Stephen Fry On Amazon, Star Trek And Platypuses

 title=Stephen Fry’s first public appearance of his Australian visit at the Sydney Opera House last night didn’t load up heavily on the technology references, but covered more than enough ground to confirm his reputation as polymath/geek/wit/raconteur/all-round top bloke.

Fry is famous for his massive Twitter following and addiction to all things Apple, but frankly it would be dull if a man with such a wide range of interests talked about nothing but that for 90 minutes (half monologue, half interview session with Jennifer Byrne). Some of the audience questions were drawn from Twitter. Fry asked an audience member to time him and she happened to have an iPhone, and he structured his talk around his own personal ‘www’ — Wodehouse, Wilde and Waugh. However, in a performance covering everything from mental health to the relative oddness of your surname and where missing objects go (Parramatta — think about it), tech was always going to be simply one of many, many memes.

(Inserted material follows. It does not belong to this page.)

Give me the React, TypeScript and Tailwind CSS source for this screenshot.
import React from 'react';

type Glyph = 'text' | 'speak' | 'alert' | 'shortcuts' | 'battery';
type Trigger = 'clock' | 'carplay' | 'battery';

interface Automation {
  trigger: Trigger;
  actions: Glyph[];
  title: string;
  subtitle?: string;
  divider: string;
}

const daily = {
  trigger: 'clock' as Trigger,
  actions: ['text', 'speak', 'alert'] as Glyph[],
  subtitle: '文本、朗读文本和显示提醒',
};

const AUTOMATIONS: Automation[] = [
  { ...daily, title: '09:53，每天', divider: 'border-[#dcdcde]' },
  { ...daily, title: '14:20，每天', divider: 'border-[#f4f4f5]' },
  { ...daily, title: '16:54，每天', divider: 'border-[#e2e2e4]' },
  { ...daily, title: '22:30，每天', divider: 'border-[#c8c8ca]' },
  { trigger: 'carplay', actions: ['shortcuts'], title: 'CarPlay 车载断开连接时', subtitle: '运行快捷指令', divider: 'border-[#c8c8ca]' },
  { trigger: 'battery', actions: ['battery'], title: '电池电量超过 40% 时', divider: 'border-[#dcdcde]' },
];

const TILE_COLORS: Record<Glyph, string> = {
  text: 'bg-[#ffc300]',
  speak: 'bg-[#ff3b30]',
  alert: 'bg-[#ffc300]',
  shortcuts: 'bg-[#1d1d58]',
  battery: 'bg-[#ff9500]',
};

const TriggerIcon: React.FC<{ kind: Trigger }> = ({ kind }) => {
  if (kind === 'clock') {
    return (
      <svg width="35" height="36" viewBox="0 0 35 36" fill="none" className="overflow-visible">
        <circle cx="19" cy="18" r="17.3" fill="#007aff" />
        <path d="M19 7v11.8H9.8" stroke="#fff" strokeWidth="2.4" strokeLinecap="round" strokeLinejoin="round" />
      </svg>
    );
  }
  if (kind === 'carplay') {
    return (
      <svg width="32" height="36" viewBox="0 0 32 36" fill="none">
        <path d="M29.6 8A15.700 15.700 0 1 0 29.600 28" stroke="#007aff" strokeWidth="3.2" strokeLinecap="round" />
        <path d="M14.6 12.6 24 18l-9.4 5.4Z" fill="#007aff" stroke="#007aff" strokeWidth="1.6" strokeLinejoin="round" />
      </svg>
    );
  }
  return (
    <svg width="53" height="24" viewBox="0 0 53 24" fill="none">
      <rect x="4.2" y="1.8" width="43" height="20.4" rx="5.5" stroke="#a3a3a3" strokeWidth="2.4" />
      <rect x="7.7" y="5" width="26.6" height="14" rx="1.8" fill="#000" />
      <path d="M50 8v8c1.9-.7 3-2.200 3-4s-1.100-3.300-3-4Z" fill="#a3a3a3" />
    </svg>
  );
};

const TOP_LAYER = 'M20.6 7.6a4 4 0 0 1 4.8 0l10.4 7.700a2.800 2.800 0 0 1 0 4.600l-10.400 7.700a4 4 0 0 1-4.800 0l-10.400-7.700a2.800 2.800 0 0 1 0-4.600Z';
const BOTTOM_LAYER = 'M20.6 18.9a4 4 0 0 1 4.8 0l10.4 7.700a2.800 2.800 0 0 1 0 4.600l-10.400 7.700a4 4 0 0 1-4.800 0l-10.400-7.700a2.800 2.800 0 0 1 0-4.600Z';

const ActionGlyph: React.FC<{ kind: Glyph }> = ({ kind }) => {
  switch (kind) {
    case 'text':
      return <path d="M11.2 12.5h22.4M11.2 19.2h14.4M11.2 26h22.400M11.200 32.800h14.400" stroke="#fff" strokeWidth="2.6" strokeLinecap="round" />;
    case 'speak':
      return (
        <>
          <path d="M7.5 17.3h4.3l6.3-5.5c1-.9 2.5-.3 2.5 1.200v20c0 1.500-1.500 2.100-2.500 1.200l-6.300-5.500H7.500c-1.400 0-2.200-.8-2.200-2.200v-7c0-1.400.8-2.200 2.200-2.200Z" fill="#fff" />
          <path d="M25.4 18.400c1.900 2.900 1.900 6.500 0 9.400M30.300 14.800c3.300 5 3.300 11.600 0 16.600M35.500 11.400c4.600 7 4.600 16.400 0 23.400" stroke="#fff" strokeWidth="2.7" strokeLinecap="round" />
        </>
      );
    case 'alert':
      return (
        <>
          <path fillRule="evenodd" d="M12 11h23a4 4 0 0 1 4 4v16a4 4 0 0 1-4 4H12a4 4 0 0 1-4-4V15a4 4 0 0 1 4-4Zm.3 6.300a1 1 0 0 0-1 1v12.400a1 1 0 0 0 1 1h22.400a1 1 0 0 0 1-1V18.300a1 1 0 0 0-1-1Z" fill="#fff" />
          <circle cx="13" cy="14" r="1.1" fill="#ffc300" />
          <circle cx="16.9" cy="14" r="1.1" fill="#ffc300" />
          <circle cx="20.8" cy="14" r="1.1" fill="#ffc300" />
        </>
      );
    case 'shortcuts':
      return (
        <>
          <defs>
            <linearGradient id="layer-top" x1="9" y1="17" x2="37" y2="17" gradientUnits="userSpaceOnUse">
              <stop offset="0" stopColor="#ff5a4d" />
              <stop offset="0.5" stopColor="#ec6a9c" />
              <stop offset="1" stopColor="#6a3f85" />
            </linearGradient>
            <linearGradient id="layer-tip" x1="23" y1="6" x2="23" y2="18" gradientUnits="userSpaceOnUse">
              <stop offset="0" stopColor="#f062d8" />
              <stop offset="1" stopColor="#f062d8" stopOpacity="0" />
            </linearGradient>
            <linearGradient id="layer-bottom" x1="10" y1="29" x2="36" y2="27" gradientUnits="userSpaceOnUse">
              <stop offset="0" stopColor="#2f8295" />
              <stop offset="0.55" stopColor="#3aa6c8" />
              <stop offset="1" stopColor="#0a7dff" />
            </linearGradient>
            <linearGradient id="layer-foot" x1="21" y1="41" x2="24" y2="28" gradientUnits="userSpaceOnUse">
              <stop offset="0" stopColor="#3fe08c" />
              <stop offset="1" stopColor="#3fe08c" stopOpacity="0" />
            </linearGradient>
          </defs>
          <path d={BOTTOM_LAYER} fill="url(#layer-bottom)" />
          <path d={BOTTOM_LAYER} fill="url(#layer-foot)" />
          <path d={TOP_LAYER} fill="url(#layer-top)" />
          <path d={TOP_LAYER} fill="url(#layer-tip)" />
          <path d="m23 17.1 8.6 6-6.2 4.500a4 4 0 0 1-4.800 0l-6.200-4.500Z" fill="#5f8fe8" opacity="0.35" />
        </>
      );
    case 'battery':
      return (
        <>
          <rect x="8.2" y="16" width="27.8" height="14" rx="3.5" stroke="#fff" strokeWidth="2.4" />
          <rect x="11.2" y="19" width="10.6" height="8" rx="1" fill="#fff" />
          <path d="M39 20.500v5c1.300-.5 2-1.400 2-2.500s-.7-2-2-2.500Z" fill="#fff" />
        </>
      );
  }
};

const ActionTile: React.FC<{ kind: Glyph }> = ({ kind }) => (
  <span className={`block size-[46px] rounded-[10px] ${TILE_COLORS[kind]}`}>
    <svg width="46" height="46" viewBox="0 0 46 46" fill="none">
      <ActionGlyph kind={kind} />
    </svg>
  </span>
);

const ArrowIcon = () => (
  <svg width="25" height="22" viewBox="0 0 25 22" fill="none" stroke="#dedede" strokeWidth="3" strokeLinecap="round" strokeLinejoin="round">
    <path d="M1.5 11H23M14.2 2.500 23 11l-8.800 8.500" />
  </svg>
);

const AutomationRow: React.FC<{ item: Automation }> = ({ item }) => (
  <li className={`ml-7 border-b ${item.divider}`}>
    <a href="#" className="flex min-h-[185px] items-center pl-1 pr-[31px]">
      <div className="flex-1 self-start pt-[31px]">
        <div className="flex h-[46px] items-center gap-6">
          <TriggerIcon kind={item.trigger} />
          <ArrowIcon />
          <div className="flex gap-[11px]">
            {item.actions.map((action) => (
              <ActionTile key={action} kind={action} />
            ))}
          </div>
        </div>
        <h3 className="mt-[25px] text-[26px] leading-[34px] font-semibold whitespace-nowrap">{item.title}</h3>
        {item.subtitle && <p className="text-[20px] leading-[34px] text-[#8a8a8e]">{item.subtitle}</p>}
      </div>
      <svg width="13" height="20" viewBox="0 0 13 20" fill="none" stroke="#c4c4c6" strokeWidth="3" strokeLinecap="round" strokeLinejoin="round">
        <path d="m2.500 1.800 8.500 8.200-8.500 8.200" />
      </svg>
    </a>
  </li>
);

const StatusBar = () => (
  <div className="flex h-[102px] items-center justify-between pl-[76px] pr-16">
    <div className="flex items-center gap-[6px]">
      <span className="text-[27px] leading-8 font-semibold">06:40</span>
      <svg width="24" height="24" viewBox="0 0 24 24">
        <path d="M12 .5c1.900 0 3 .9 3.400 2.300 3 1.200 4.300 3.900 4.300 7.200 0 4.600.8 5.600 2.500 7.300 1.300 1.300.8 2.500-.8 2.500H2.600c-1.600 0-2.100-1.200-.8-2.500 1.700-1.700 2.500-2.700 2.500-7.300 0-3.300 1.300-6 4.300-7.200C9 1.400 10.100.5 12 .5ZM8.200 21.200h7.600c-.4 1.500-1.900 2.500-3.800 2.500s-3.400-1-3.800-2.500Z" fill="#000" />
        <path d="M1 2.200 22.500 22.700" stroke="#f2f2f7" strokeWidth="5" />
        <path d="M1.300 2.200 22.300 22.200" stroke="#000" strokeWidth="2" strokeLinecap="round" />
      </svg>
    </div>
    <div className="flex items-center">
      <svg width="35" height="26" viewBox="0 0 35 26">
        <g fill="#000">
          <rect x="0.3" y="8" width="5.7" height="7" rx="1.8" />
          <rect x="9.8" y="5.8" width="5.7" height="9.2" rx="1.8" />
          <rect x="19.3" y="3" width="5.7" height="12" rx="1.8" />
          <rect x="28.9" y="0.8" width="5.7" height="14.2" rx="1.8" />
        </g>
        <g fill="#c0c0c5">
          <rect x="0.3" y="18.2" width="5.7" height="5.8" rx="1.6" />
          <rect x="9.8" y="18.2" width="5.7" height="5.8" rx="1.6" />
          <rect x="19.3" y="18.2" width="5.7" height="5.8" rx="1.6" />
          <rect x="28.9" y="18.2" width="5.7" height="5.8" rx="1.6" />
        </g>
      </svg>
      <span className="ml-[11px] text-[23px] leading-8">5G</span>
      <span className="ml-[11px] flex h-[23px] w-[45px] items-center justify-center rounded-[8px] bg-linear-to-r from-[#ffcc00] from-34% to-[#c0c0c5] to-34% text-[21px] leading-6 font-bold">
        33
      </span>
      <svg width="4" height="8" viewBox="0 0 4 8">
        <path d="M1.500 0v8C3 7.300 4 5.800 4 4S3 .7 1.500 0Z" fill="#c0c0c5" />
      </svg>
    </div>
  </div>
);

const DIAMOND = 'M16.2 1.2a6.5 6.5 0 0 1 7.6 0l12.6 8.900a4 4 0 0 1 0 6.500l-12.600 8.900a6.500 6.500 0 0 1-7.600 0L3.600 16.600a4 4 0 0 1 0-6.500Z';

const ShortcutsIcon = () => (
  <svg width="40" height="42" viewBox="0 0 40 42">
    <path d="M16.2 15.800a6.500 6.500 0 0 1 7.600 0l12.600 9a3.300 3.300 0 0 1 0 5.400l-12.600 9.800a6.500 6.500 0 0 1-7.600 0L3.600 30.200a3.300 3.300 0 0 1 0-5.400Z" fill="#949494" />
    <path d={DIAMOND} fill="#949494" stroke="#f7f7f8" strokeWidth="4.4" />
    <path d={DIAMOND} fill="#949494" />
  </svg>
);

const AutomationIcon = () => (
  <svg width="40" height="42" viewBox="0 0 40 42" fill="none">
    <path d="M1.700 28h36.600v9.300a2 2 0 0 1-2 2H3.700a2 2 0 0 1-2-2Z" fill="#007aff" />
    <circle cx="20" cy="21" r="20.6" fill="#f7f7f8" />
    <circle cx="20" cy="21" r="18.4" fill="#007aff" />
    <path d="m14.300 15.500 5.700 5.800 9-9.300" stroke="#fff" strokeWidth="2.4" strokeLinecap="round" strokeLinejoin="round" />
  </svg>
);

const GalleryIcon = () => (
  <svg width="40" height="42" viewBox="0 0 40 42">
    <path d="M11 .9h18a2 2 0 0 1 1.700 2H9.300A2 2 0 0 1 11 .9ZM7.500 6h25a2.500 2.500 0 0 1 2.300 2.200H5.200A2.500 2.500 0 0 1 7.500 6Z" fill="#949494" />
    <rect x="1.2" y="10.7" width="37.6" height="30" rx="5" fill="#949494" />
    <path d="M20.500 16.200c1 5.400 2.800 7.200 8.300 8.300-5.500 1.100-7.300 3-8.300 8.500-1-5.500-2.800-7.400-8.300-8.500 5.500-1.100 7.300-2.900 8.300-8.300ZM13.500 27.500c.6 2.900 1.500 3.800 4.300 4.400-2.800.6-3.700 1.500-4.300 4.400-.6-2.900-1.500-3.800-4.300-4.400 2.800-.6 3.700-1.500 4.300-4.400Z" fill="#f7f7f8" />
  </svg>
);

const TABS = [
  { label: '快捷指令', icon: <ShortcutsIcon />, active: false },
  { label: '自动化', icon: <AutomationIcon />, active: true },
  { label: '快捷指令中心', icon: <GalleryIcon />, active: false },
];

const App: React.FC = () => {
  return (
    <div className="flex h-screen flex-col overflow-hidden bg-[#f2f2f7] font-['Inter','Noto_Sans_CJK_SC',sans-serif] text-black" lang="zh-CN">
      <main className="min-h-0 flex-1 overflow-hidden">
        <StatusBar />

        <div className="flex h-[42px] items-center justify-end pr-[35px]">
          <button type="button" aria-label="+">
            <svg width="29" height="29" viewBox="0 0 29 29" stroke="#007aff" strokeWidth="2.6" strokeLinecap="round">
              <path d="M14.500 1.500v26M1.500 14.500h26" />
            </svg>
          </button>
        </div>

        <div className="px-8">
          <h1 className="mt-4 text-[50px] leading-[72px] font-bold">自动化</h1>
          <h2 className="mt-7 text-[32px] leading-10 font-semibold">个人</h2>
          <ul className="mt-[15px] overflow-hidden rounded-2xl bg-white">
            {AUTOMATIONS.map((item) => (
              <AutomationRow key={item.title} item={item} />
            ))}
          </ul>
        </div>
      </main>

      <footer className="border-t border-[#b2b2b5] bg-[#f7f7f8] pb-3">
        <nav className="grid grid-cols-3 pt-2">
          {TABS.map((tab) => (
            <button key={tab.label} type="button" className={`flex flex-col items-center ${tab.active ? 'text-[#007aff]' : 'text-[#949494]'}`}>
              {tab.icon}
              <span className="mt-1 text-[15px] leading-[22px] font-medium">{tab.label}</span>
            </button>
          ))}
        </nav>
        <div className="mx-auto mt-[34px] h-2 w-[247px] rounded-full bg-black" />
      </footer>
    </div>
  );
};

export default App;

Nonetheless, we’ve still collected some of the geek-relevant quotes for your amusement, while recognising that’s no substitute for the actual experience of seeing Fry in person. (The ABC is recording the sessions and they’ll doubtless show up in a friendly corner of iView at some point — we’ll let you know)

Fry on Amazon and the diversity of ideas: “Amazon and all the others — they make an enormous mistake. When you log onto Amazon, it says, you bought this book if you like this book you might like this one, and they show you books that are similar. They should show you ones that are the opposite.”

Fry on blogging as performance: “In the modern world of blogging and videos and uploading user generated content, maybe more and more people are going to get invited to perform rather than watch.”

Fry on Star Trek: “Most of human history and art can be expressed in Star Trek.” (Fry proceeded to prove this at more length than we can quote here.)

Fry on platypuses: When asked if he believed platypuses were an elaborate scientific hoax, he responded:

The thing that tells you it must be real is that it blows your fucking mind.

Quite.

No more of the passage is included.